We’re having our house painted. We’re pretty sure it’s been the same color for the last fifteen years, but we can only confirm seven of them, the ones we’ve actually spent living in it.
It’s pretty bad off; the south side of the house has been shedding paint flakes for quite a while. It hardly took the contractors any time at all to scrape it off: the peeling paint was surely happy to be put out of its misery. They’re priming it right now and will start taping off and spraying tomorrow. It’s going from a drab, confused blue-grey to a much richer, solid deep blue. One that commands attention and respect. Given the non-committal olive-golden-grey-green sorts of house colors in the neighborhood, ours will most definitely stand out.
Michael’s pretty excited about the whole process. I’ve only had to rescue the contractors from his shrill interrogations twenty or thirty times. They’re good natured about it, though, answering his questions as best they can. And considering the standard obliqueness of his sentence structure, they did really well. I informed him, though, that they need to concentrate on their work and that he needed to stay inside.
I tried to work from home yesterday, hoping somehow he had advanced enough in maturity to keep himself occupied for long stretches of time while I pounded on my laptop keyboard in the other room.
Not so much. I don’t think I’d heard the phrase “Mommy… I mean, Daddy…” so many times in my entire career as a parent as I did yesterday.
Partly I stayed home in order to provide a proper send-off for my mom, who packed up and drove back down the road to Sacramento. And I didn’t want to put poor Mikey in the day care that he doesn’t like (“The School With The Little Door”).
While I did get some critical and important items completed, I could have been a whole lot more productive if I wasn’t fetching fish sticks, orange juice, letter fries and ketchup, and if I wasn’t getting up every twenty minutes to help free him from some virtual internet tidepool he’d become trapped in while playing his computer games. I tried to explain that if he’d make an effort to LEARN TO READ, he probably could avoid a lot of headaches.
The real clincher came just before I called it a day. At loose ends, for the seven hundredth time that day, he decided to surprise his daddy with a “gift”. He placed a soda can, from which he’d taken maybe three sips, into a medium-sized cardboard box and closed the flaps. “Daddy! I have a surprise for you!” he called as he picked up the box and began jogging toward me. He checked his motion in mid-stride and looked down. From his sudden change in stride I could tell something wasn’t right. “Oh, great…” he says, as brown liquid seeped from the corners of the box.

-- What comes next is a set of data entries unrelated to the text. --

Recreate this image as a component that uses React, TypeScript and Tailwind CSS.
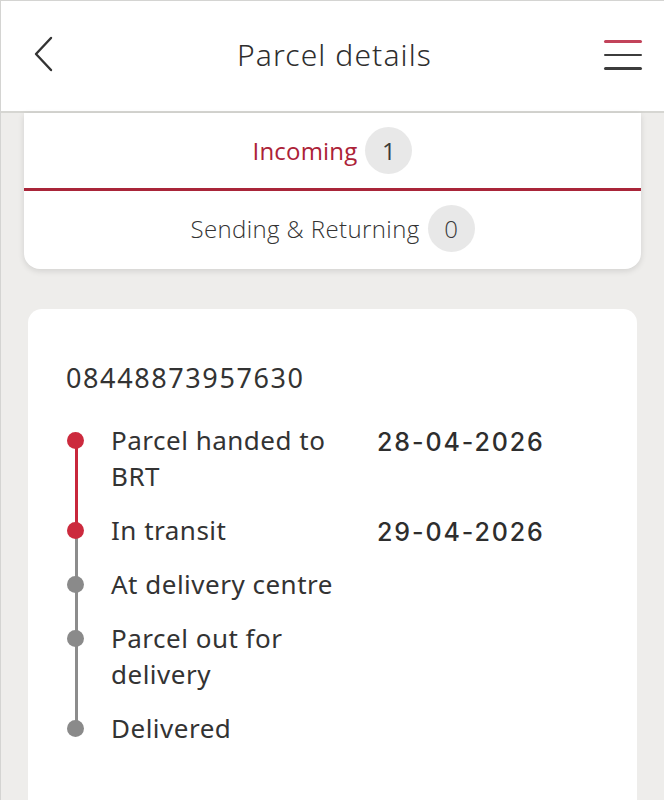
import React from "react";

const steps = [
  { label: "Parcel handed to BRT", date: "28-04-2026", done: true, lineRed: true },
  { label: "In transit", date: "29-04-2026", done: true, lineRed: false },
  { label: "At delivery centre", date: "", done: false, lineRed: false },
  { label: "Parcel out for delivery", date: "", done: false, lineRed: false },
  { label: "Delivered", date: "", done: false, lineRed: false },
];

export default function App() {
  return (
    <div className="w-[664px] h-[800px] overflow-hidden bg-[#eeedeb] border-l border-t border-[#d4d4d2] flex flex-col font-['Noto_Sans',sans-serif] text-[#333333]">
      {/* Header */}
      <header className="h-[112px] shrink-0 bg-white border-b-2 border-[#d6d6d2] flex items-center justify-between pl-[32px] pr-[22px] pb-[2px]">
        <svg width="22" height="36" viewBox="0 0 22 36" fill="none" className="mt-[-2px]">
          <path d="M18 2 L3 18 L18 34" stroke="#333" strokeWidth="2.4" strokeLinecap="round" strokeLinejoin="round" />
        </svg>
        <h1 className="text-[30px] font-light tracking-[1.1px] text-[#2e2e2e] leading-none ml-[10px]">Parcel details</h1>
        <div className="flex flex-col gap-[11px] w-[38px]">
          <span className="block h-[2.5px] bg-[#c2435a] rounded-full" />
          <span className="block h-[2.5px] bg-[#3c3c3c] rounded-full" />
          <span className="block h-[2.5px] bg-[#3c3c3c] rounded-full" />
        </div>
      </header>

      {/* Tabs card */}
      <div className="mx-[23px] bg-white rounded-b-[16px] shadow-[0_2px_6px_rgba(0,0,0,0.12)] flex flex-col font-['Open_Sans',sans-serif]">
        <div className="h-[75px] flex items-center justify-center gap-[8px]">
          <span className="text-[24px] text-[#ac2237] font-normal tracking-[0.2px]">Incoming</span>
          <span className="w-[47px] h-[47px] rounded-full bg-[#e8e8e8] flex items-center justify-center text-[24px] text-[#3a3a3a]">1</span>
        </div>
        <div className="h-[3px] bg-[#a92539]" />
        <div className="h-[78px] pb-[3px] flex items-center justify-center gap-[8px]">
          <span className="text-[24px] text-[#333] font-light tracking-[0.4px]">Sending &amp; Returning</span>
          <span className="w-[47px] h-[47px] rounded-full bg-[#e8e8e8] flex items-center justify-center text-[24px] text-[#3a3a3a] font-light">0</span>
        </div>
      </div>

      {/* Parcel card */}
      <div className="mx-[27px] mt-[40px] flex-1 bg-white rounded-t-[14px] pl-[38px] pt-[51px]">
        <div className="text-[27px] leading-[36px] tracking-[1.6px] text-[#333]">08448873957630</div>
        <div className="mt-[26px] flex flex-col">
          {steps.map((s, i) => (
            <div key={i} className="relative flex pb-[18px]">
              {i < steps.length - 1 && (
                <span
                  className={
                    "absolute left-[9px] top-[18px] bottom-[-18px] w-[3px] " +
                    (s.lineRed ? "bg-[#c8283c]" : "bg-[#8c8c8c]")
                  }
                />
              )}
              <div className="w-[45px] shrink-0 h-[36px] flex items-center">
                <span
                  className={
                    "relative block ml-px w-[17px] h-[17px] rounded-full " +
                    (s.done ? "bg-[#cc2a3d]" : "bg-[#8a8a8a]")
                  }
                />
              </div>
              <div className="w-[266px] shrink-0 pr-[18px] text-[26px] leading-[36px] tracking-[0.5px] text-[#333]">{s.label}</div>
              <div className="relative top-[2px] font-['Inter',sans-serif] text-[25px] leading-[36px] font-medium tracking-[1.9px] text-[#2e2e2e]">{s.date}</div>
            </div>
          ))}
        </div>
      </div>
    </div>
  );
}
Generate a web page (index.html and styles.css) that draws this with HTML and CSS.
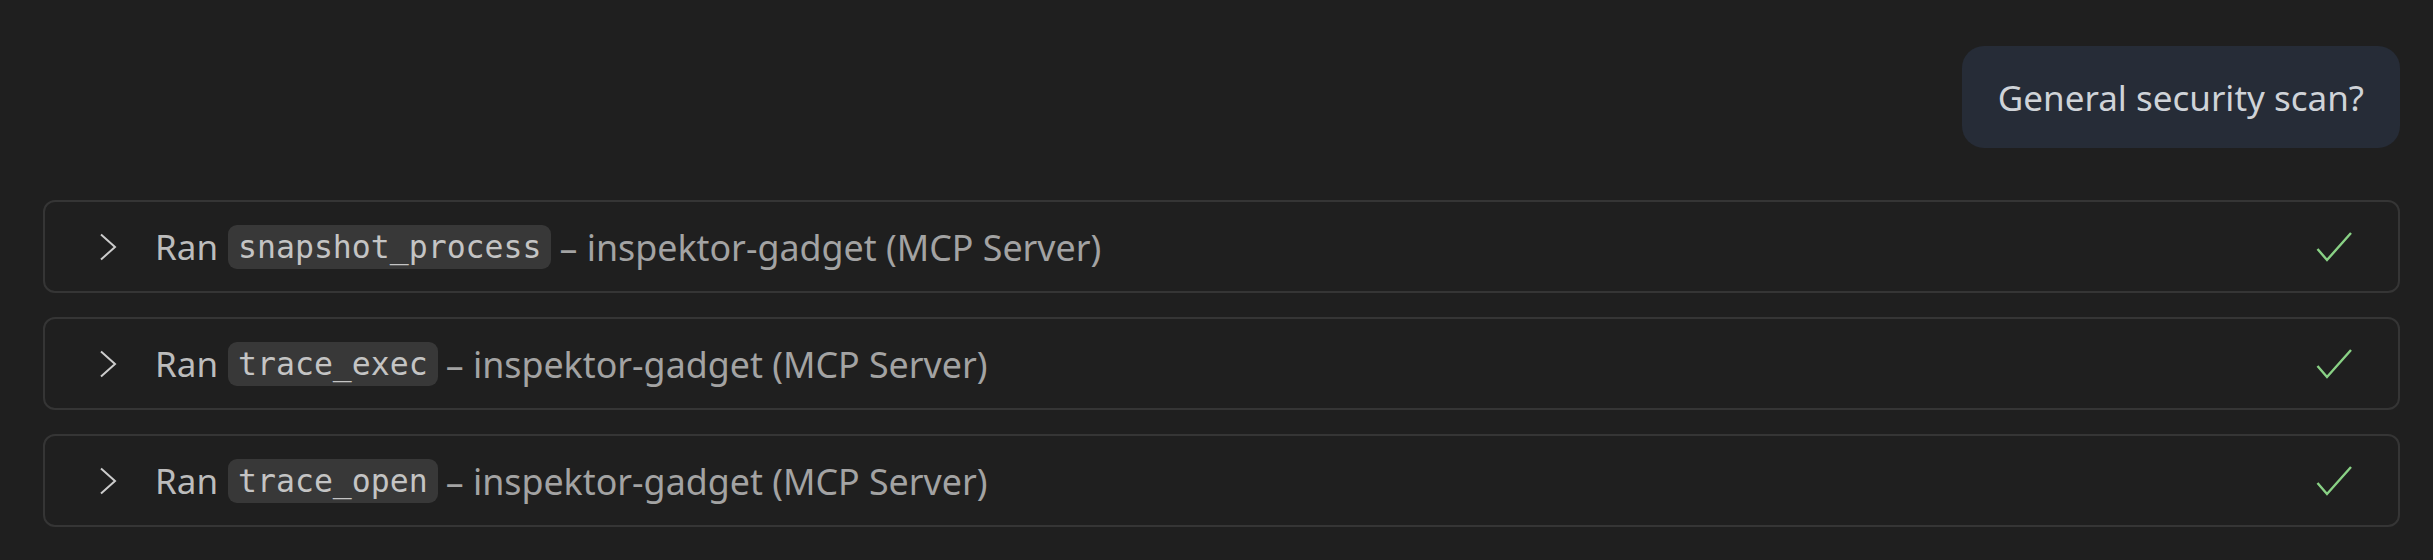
FILE: index.html
```html
<!DOCTYPE html>
<html>
<head>
<meta charset="utf-8">
<link rel="stylesheet" href="styles.css">
</head>
<body>
<div class="chat">
  <div class="user-row">
    <div class="bubble">General security scan?</div>
  </div>
  <div class="tools">
    <div class="tool">
      <svg class="chev" viewBox="0 0 18 28" width="18" height="28"><path d="M2 1.5 L16 14 L2 26.5" fill="none" stroke="#cccccc" stroke-width="2"/></svg>
      <span class="label"><span class="ran">Ran</span><code class="pill">snapshot_process</code><span class="rest">– inspektor-gadget (MCP Server)</span></span>
      <svg class="check" viewBox="0 0 36 30" width="36" height="30"><path d="M1.5 17 L11 28 L35 1" fill="none" stroke="#89d185" stroke-width="2.4"/></svg>
    </div>
    <div class="tool">
      <svg class="chev" viewBox="0 0 18 28" width="18" height="28"><path d="M2 1.5 L16 14 L2 26.5" fill="none" stroke="#cccccc" stroke-width="2"/></svg>
      <span class="label"><span class="ran">Ran</span><code class="pill">trace_exec</code><span class="rest">– inspektor-gadget (MCP Server)</span></span>
      <svg class="check" viewBox="0 0 36 30" width="36" height="30"><path d="M1.5 17 L11 28 L35 1" fill="none" stroke="#89d185" stroke-width="2.4"/></svg>
    </div>
    <div class="tool">
      <svg class="chev" viewBox="0 0 18 28" width="18" height="28"><path d="M2 1.5 L16 14 L2 26.5" fill="none" stroke="#cccccc" stroke-width="2"/></svg>
      <span class="label"><span class="ran">Ran</span><code class="pill">trace_open</code><span class="rest">– inspektor-gadget (MCP Server)</span></span>
      <svg class="check" viewBox="0 0 36 30" width="36" height="30"><path d="M1.5 17 L11 28 L35 1" fill="none" stroke="#89d185" stroke-width="2.4"/></svg>
    </div>
  </div>
</div>
</body>
</html>
```
FILE: styles.css
```css
html, body {
  margin: 0;
  padding: 0;
  background: #1f1f1f;
}
body {
  font-family: "Noto Sans", "Open Sans", sans-serif;
  color: #b4b4b4;
}
.chat {
  padding: 46px 33px 0 43px;
}
.user-row {
  display: flex;
  justify-content: flex-end;
}
.bubble {
  background: #262c37;
  color: #cfd3d8;
  border-radius: 22px;
  height: 102px;
  box-sizing: border-box;
  padding: 0 36px;
  display: flex;
  align-items: center;
  font-size: 35px;
}
.tools {
  margin-top: 52px;
  display: flex;
  flex-direction: column;
  gap: 24px;
}
.tool {
  height: 93px;
  box-sizing: border-box;
  border: 2px solid #353535;
  border-radius: 12px;
  display: flex;
  align-items: center;
  padding: 0 46px 0 54px;
}
.chev {
  flex: none;
}
.label {
  margin-left: 38px;
  font-size: 35px;
  white-space: nowrap;
  flex: 1;
  display: flex;
  align-items: center;
}
.ran {
  color: #bcbcbc;
}
.pill {
  font-family: "DejaVu Sans Mono", monospace;
  font-size: 31.5px;
  background: #383838;
  color: #c4c4c4;
  border-radius: 9px;
  padding: 0 10px;
  height: 44px;
  line-height: 44px;
  margin: 0 8px 0 10px;
}
.rest {
  color: #a3a3a3;
  font-size: 35.8px;
}
.check {
  flex: none;
}
```
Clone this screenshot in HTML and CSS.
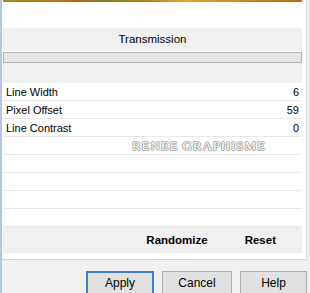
FILE: index.html
```html
<!DOCTYPE html>
<html lang="en">

<head>
    <meta charset="UTF-8" />
    <title>Transmission</title>
    <link rel="stylesheet" href="styles.css">
</head>

<body>
    <div class="window">
        <div class="sheet">
            <div class="preview-strip"></div>
            <div class="preview-gap"></div>

            <div class="section-title">Transmission</div>
            <div class="track"></div>
            <div class="track-gap"></div>

            <div class="rows">
                <div class="row"><span>Line Width</span><span>6</span></div>
                <div class="row"><span>Pixel Offset</span><span>59</span></div>
                <div class="row"><span>Line Contrast</span><span>0</span></div>
                <div class="row watermark-row"><span class="watermark">RENEE GRAPHISME</span></div>
                <div class="row"></div>
                <div class="row"></div>
                <div class="row"></div>
                <div class="row"></div>
            </div>

            <div class="tools">
                <span class="tool">Randomize</span>
                <span class="tool">Reset</span>
            </div>
        </div>

        <div class="actions">
            <button class="default">Apply</button>
            <button>Cancel</button>
            <button>Help</button>
        </div>
    </div>
</body>

</html>
```

FILE: styles.css
```css
html,
body {
    margin: 0;
    padding: 0;
}

body {
    width: 310px;
    height: 293px;
    overflow: hidden;
    background: #f0f0f0;
    font-family: "Liberation Sans", Arial, sans-serif;
    color: #000;
}

.window {
    height: 293px;
    box-sizing: border-box;
    border-left: 2px solid #b3c6de;
    display: flex;
    flex-direction: column;
}

.sheet {
    width: 305px;
    box-sizing: border-box;
    background: #fff;
    padding: 0 4px 6px 1px;
    border-right: 1px solid #dadada;
    border-bottom: 1px solid #d3d3d3;
}

.preview-strip {
    height: 2px;
    background: linear-gradient(to right,
            #9c8c22 0%,
            #b07a1c 15%,
            #c2621c 24%,
            #86801e 34%,
            #a8841a 48%,
            #e2a232 60%,
            #d48a20 78%,
            #b86a10 100%);
}

.preview-gap {
    height: 26px;
}

.section-title {
    height: 23px;
    line-height: 23px;
    background: #f0f0f0;
    text-align: center;
    font-size: 11.5px;
}

.track {
    height: 11px;
    margin-top: 1px;
    box-sizing: border-box;
    background: #e6e6e6;
    border: 1px solid #b4b4b4;
}

.track-gap {
    height: 20px;
    background: #f0f0f0;
}

.row {
    height: 18px;
    box-sizing: border-box;
    border-bottom: 1px solid #e8e8e8;
    padding: 0 3px;
    display: flex;
    justify-content: space-between;
    align-items: center;
    font-size: 11px;
}

.watermark-row {
    justify-content: flex-start;
    padding-left: 129px;
}

.watermark {
    font-family: "Liberation Serif", "Times New Roman", serif;
    font-size: 13px;
    letter-spacing: 0.9px;
    color: #fff;
    text-shadow: 1px 0 0 #a0a0a0, -1px 0 0 #a0a0a0, 0 1px 0 #a0a0a0, 0 -1px 0 #a0a0a0;
}

.tools {
    height: 26px;
    background: #f0f0f0;
    display: flex;
    justify-content: flex-end;
    align-items: center;
    gap: 37px;
    padding-right: 26px;
}

.tool {
    font-weight: bold;
    font-size: 11.5px;
}

.actions {
    display: flex;
    justify-content: flex-end;
    gap: 8px;
    padding: 11px 3px 0 0;
}

.actions button {
    width: 69px;
    height: 24px;
    box-sizing: border-box;
    background: #e1e1e1;
    border: 1px solid #adadad;
    font-family: "Liberation Sans", Arial, sans-serif;
    font-size: 12px;
    padding: 0;
    color: #000;
}

.actions .default {
    width: 68px;
    border: 2px solid #3d83c4;
}

.actions button:nth-child(2) {
    width: 70px;
}

.actions button:nth-child(3) {
    width: 67px;
}
```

It was here that I finally noticed what he was doing, and the reality of the bits of imagery that had snuck into my vision’s periphery finally connected with my parental sensibilities.
Needless to say, when I saw just how much of a mess 12 ounces of caramel-colored carbonated soda can make when they’re distributed from within the confines of a cardboard box, I was not pleased.
I informed him that he was done, and needed to consider his behavior from the sanctum of his own bedroom. In not so many words.
Swimming lessons were not much better. He did well in his practice, showing great progress in his ability to do various strokes and to push off from the wall. But despite my admonishments he repeatedly splashed his classmates when the teacher wasn’t looking.
Bedtime came early yesterday.
School will be starting soon. He can’t wait, and I can’t say I’m not just a little bit excited for it myself.
I have been getting the “Daddy… I mean, Mommy” all day. Then he gets mad when I lower my voice and say, “Yes Michael”. He has been pretty good today. I have done a lot of running around with him and as long as I get him a “treat” he is totally cool with all the store hopping.
Tom, I read your words and can see Michael doing whatever. Michaelsownmom, the “treat” works with my dogs, too!
Oh boy.
That about covers it. Just “Oh boy.”
(MD) Found out just this morning that he cracked open another can and tried to get his mom to drink it. Fortunately they’re all gone now, so I don’t have to worry about this again. Now I can worry about things he hasn’t tried before.
The gift story is hilarious. At least to me it is but for you not so much I’m sure. I hope school gets here before your sanity departs.
(MD) Are his teachers in for a treat.